In the face of this, Jerry and his billionaires friends and the unions want to transfer more than $25 billion per year from families and business and give it to government.  Now we have an $11 billion water bond facing us.

“An $11 billion water bond facing voters on the November ballot likely will be rewritten, downsized or delayed two years – or even all three — to reflect political realities and a weak economy, says the leader of the Senate.

Confronting voters with a big borrowing package like the water bond – nearly as large in real dollars as the borrowing that financed the State Water Project more than 50 years ago — may not be prudent, given that Gov. Brown is pushing his tax initiative to raise $7 billion annually for schools and public safety over the next five years.”

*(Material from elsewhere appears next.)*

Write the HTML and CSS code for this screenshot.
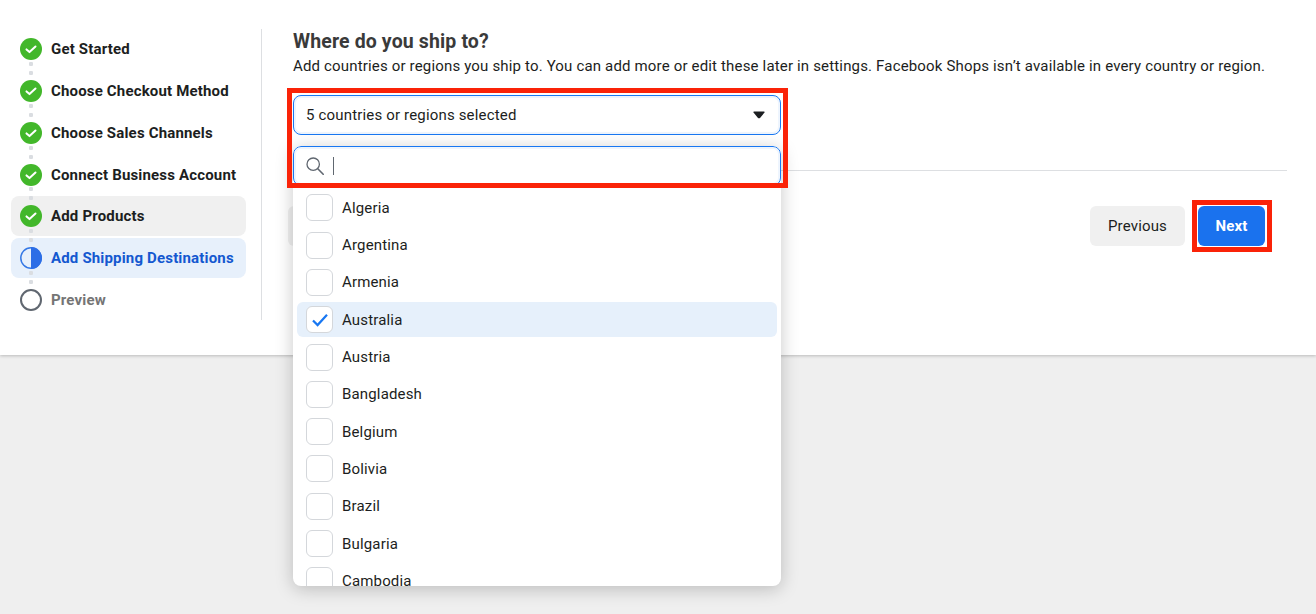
FILE: index.html
```html
<!DOCTYPE html>
<html lang="en">
<head>
    <meta charset="UTF-8">
    <meta name="viewport" content="width=device-width, initial-scale=1.0">
    <title>Add Shipping Destinations</title>
    <link rel="stylesheet" href="styles.css">
</head>
<body>
    <div class="panel">
        <div class="steps">
            <div class="step">
                <svg class="step-icon" viewBox="0 0 22 22"><circle cx="11" cy="11" r="11" fill="#42b72a"/><path d="M6.5 11.4l3 2.7 6-5.6" fill="none" stroke="#fff" stroke-width="2" stroke-linecap="round" stroke-linejoin="round"/></svg>
                <span>Get Started</span>
            </div>
            <div class="step dotted">
                <svg class="step-icon" viewBox="0 0 22 22"><circle cx="11" cy="11" r="11" fill="#42b72a"/><path d="M6.5 11.4l3 2.7 6-5.6" fill="none" stroke="#fff" stroke-width="2" stroke-linecap="round" stroke-linejoin="round"/></svg>
                <span>Choose Checkout Method</span>
            </div>
            <div class="step dotted">
                <svg class="step-icon" viewBox="0 0 22 22"><circle cx="11" cy="11" r="11" fill="#42b72a"/><path d="M6.5 11.4l3 2.7 6-5.6" fill="none" stroke="#fff" stroke-width="2" stroke-linecap="round" stroke-linejoin="round"/></svg>
                <span>Choose Sales Channels</span>
            </div>
            <div class="step dotted">
                <svg class="step-icon" viewBox="0 0 22 22"><circle cx="11" cy="11" r="11" fill="#42b72a"/><path d="M6.5 11.4l3 2.7 6-5.6" fill="none" stroke="#fff" stroke-width="2" stroke-linecap="round" stroke-linejoin="round"/></svg>
                <span>Connect Business Account</span>
            </div>
            <div class="step dotted step-done">
                <svg class="step-icon" viewBox="0 0 22 22"><circle cx="11" cy="11" r="11" fill="#42b72a"/><path d="M6.5 11.4l3 2.7 6-5.6" fill="none" stroke="#fff" stroke-width="2" stroke-linecap="round" stroke-linejoin="round"/></svg>
                <span>Add Products</span>
            </div>
            <div class="step dotted step-current">
                <svg class="step-icon" viewBox="0 0 22 22"><circle cx="11" cy="11" r="10.2" fill="none" stroke="#3578e5" stroke-width="1.5"/><path d="M11 0a11 11 0 0 1 0 22z" fill="#2d6ee6"/></svg>
                <span>Add Shipping Destinations</span>
            </div>
            <div class="step dotted step-todo">
                <svg class="step-icon" viewBox="0 0 22 22"><circle cx="11" cy="11" r="10" fill="none" stroke="#606770" stroke-width="2"/></svg>
                <span>Preview</span>
            </div>
        </div>

        <div class="main">
            <h1 class="title">Where do you ship to?</h1>
            <p class="subtitle">Add countries or regions you ship to. You can add more or edit these later in settings. Facebook Shops isn’t available in every country or region.</p>

            <div class="select">
                <span>5 countries or regions selected</span>
                <svg class="arrow" viewBox="0 0 12 8"><path d="M1 .5h10c.6 0 .9.7.5 1.100L7 6.900c-.5.600-1.500.600-2 0L.5 1.600C.1 1.200.4.500 1 .5z" fill="#1c1e21"/></svg>
            </div>

            <hr class="rule">

            <div class="actions">
                <button class="btn btn-back"></button>
                <div class="actions-right">
                    <button class="btn">Previous</button>
                    <button class="btn btn-primary">Next</button>
                </div>
            </div>

            <div class="menu">
                <div class="search">
                    <svg class="search-icon" viewBox="0 0 18 18"><circle cx="7.2" cy="7.2" r="6.2" fill="none" stroke="#606770" stroke-width="1.3"/><path d="M11.8 11.8l5.400 5.400" stroke="#606770" stroke-width="1.6" stroke-linecap="round"/></svg>
                    <span class="caret"></span>
                </div>
                <div class="list">
                    <div class="item"><span class="box"></span>Algeria</div>
                    <div class="item"><span class="box"></span>Argentina</div>
                    <div class="item"><span class="box"></span>Armenia</div>
                    <div class="item item-on">
                        <span class="box"><svg viewBox="0 0 16 14" width="16" height="14"><path d="M1 7.5l4.600 4.600L15 1.800" fill="none" stroke="#1877f2" stroke-width="2.200"/></svg></span>Australia
                    </div>
                    <div class="item"><span class="box"></span>Austria</div>
                    <div class="item"><span class="box"></span>Bangladesh</div>
                    <div class="item"><span class="box"></span>Belgium</div>
                    <div class="item"><span class="box"></span>Bolivia</div>
                    <div class="item"><span class="box"></span>Brazil</div>
                    <div class="item"><span class="box"></span>Bulgaria</div>
                    <div class="item"><span class="box"></span>Cambodia</div>
                </div>
            </div>
        </div>
    </div>

    <!-- red marks drawn over the screenshot -->
    <div class="mark mark-select"></div>
    <div class="mark mark-next"></div>
</body>
</html>
```

FILE: styles.css
```css
* {
    margin: 0;
    padding: 0;
    box-sizing: border-box;
    font-family: Roboto, "Liberation Sans", sans-serif;
}

body {
    height: 614px;
    overflow: hidden;
    position: relative;
    background-color: #efefef;
    color: #1c1e21;
}

.panel {
    display: flex;
    height: 355px;
    padding: 29px 29px 0 11px;
    background: #fff;
    box-shadow: 0 1px 3px rgba(0, 0, 0, 0.22);
}

/* Left steps */
.steps {
    display: flex;
    flex-direction: column;
    gap: 1.8px;
    flex: none;
    width: 251px;
    height: 291px;
    padding-top: 0.2px;
    padding-right: 15px;
    border-right: 1px solid #dddfe2;
}

.step {
    position: relative;
    display: flex;
    align-items: center;
    gap: 9px;
    height: 40px;
    flex: none;
    padding-left: 9px;
    border-radius: 8px;
    font-size: 15px;
    letter-spacing: 0.17px;
    font-weight: 700;
}

.step-icon {
    width: 22px;
    height: 22px;
    flex: none;
}

.dotted::before {
    content: "";
    position: absolute;
    z-index: 1;
    left: 18px;
    top: -9px;
    width: 4px;
    height: 13px;
    background: radial-gradient(circle at 2px 2px, #dadde1 2px, transparent 2.4px) 0 0 / 4px 9px repeat-y;
}

.step-done {
    background: #f0f0f0;
}

.step-current {
    background: #e7f0fb;
    color: #1458d0;
}

.step-todo {
    color: #757575;
}

/* Right side */
.main {
    position: relative;
    flex: 1;
    padding-left: 31px;
}

.title {
    margin-top: 2px;
    font-size: 19.5px;
    line-height: 22px;
    letter-spacing: 0.13px;
    font-weight: 700;
    color: #3a3a3a;
}

.subtitle {
    margin-top: 3px;
    font-size: 15px;
    letter-spacing: 0.165px;
    line-height: 20px;
    color: #1c1e21;
    white-space: nowrap;
}

.select {
    display: flex;
    align-items: center;
    justify-content: space-between;
    width: 488px;
    height: 40px;
    margin-top: 19px;
    padding: 0 15px 0 12px;
    border: 1.5px solid #1877f2;
    border-radius: 8px;
    box-shadow: inset 0 0 0 2px #eef5fe;
    font-size: 15px;
    letter-spacing: 0.17px;
}

.arrow {
    width: 12px;
    height: 8px;
}

.rule {
    height: 1px;
    margin-top: 35px;
    border: none;
    background: #dddfe2;
}

.actions {
    display: flex;
    justify-content: space-between;
    margin-top: 35px;
    margin-left: -5px;
    padding-right: 22px;
}

.actions-right {
    display: flex;
    gap: 13px;
}

.btn {
    height: 40px;
    padding: 0 18px;
    border: none;
    border-radius: 6px;
    background: #f0f0f0;
    color: #1c1e21;
    font-size: 15px;
    letter-spacing: 0.16px;
}

.btn-back {
    width: 100px;
}

.btn-primary {
    width: 67px;
    padding: 0;
    background: #1a72ee;
    color: #fff;
    font-weight: 700;
}

/* Dropdown */
.menu {
    position: absolute;
    top: 117px;
    left: 31px;
    width: 488px;
    height: 440px;
    overflow: hidden;
    z-index: 2;
    background: #fff;
    border-radius: 8px;
    box-shadow: 0 3px 18px rgba(0, 0, 0, 0.22);
}

.search {
    display: flex;
    align-items: center;
    gap: 9px;
    height: 40px;
    padding-left: 12px;
    border: 1.5px solid #1877f2;
    border-radius: 8px;
    box-shadow: inset 0 0 0 2px #eef5fe;
}

.search-icon {
    width: 18px;
    height: 18px;
}

.caret {
    width: 1px;
    height: 18px;
    background: #606770;
}

.list {
    display: flex;
    flex-direction: column;
    gap: 2.33px;
    padding: 4.2px 4px;
}

.item {
    display: flex;
    align-items: center;
    flex: none;
    gap: 9px;
    height: 35px;
    padding-left: 9px;
    border-radius: 6px;
    font-size: 15px;
    letter-spacing: 0.16px;
}

.item-on {
    background: #e6f0fb;
}

.box {
    display: flex;
    align-items: center;
    justify-content: center;
    flex: none;
    width: 27px;
    height: 27px;
    border: 1px solid #d4d7db;
    border-radius: 6px;
    background: #fff;
}

/* Red annotations */
.mark {
    position: absolute;
    z-index: 3;
    border: 5px solid #fa2308;
}

.mark-select {
    left: 287px;
    top: 88px;
    width: 501px;
    height: 100px;
}

.mark-next {
    left: 1192px;
    top: 200px;
    width: 80px;
    height: 52px;
}
```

Were I a betting person the tax increases, the fee’s and the bonds will all be defeated.  Should they pass businesses would close and U-Haul will not be able to meet the demand.  The bigger question is whether Texas would be able to take in more California refugees than they took in refugees from New Orleans after Katrina?


Grappling with the water bond

John Howard, Capitol Weekly, 2/2/12
“Steinberg said it was conceivable that the bond could be reduced to $7 billion to $8 billion, but raised doubts about whether the proposal could be substantially rewritten. “All this needs to be backed up by policy and research,” he added.”
An $11 billion water bond facing voters on the November ballot likely will be rewritten, downsized or delayed two years – or even all three — to reflect political realities and a weak economy, says the leader of the Senate.
Confronting voters with a big borrowing package like the water bond – nearly as large in real dollars as the borrowing that financed the State Water Project more than 50 years ago — may not be prudent, given that Gov. Brown is pushing his tax initiative to raise $7 billion annually for schools and public safety over the next five years.
At least two other tax-increase plans to raise billions of dollars in new revenue also remain active.
But the governor’s plan takes precedence. “The tax initiative comes first,” Senate Leader Darrell Steinberg, D-Sacramento, said Wednesday.
An earlier attempt to cut the bond offering by 25 percent across-the-board was rejected by majority Democrats, noting that the fragile compromises that crafted initiative likely would unravel if the projects were disturbed.
The $11.14 billion plan, with bipartisan backing and approved in super-majority votes, covers state, local and regional projects across the state.
Those include water quality improvements, watershed protections, groundwater storage and cleanup, recycling, Delta safeguards, drought relief and some $3 billion to develop new storage, including reservoirs near Fresno and the other near Maxwell north of Sacramento.
Most of the projects were included following difficult negotiations between rival forces.
Steinberg said it was conceivable that the bond could be reduced to $7 billion to $8 billion, but raised doubts about whether the proposal could be substantially rewritten.
“All this needs to be backed up by policy and research,” he added.
If lawmakers decide on placing a down-sized water bond before voters in November, they’ll need to act by late spring or early summer, he added.
Supporters of the water bond, who include major water agencies across the state, believe November offers the best chances of passage. That’s because Democrats – who historically have favored bond issues more than Republicans – will come to the polls in disproportionately greater numbers to vote in the presidential election.
The public has supported water development in the past. A $5.4 billion borrowing was approved in 2006 as Proposition 84, part of a larger infrastructure-improvement plan. At the time that Proposition 84 went before the electorate, California voters had approved some $11 billion for water projects during the previous decade.
Any change in the plan requires a two-thirds vote of members in each house.
In real dollars adjusted for inflation, the 2012 water bond is less than the voter-approved, $1.75 billion bond of 1960 that created the State Water Project. That bond would be worth about $12.7 billion today.